A part from virtualization, my only test on a PC has been done with a netbook... I had to reformat to ext4 because of the slugginess and continuous swap, now works far better.
In any case, btrfs lacks the Xtreemfs performances and features that are interesting for virtualization
 
I'm also looking into using XtreemFS with Proxmox.

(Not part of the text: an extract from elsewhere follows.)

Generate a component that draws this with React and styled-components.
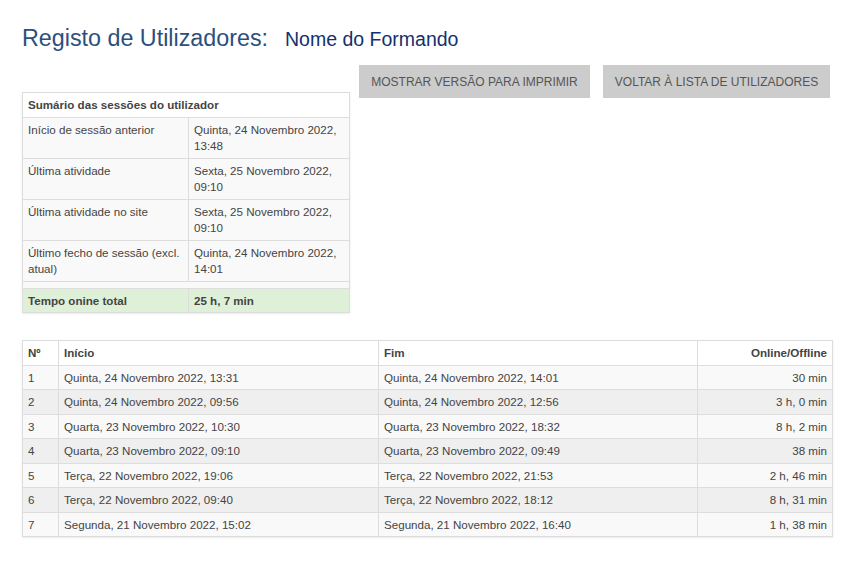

What I'm unsure about, is it possible to use it as shared storage in a HA cluster for holding (and supporting live migration of) containers? As far as I understand, this is currently only possible with either GlusterFS or NFS.

Thanks!
 
As far as I know, for VM stored in host files, btrfs has *terrible* performances due to it's "copy on write". Did you really tried it with Proxmox? What FSYNC performances did you get? And was good the I/O from the inside of the VM?
A part from virtualization, my only test on a PC has been done with a netbook... I had to reformat to ext4 because of the slugginess and continuous swap, now works far better.
In any case, btrfs lacks the Xtreemfs performances and features that are interesting for virtualization

Nah. I'm not that in to it :)
But I would like Proxmox to support btrfs so we could easily/quickly add additional (backup) storage devices to existing Proxmox setups. What ext lacks is compression. This is a BIG thing when you have a lot of data to backup.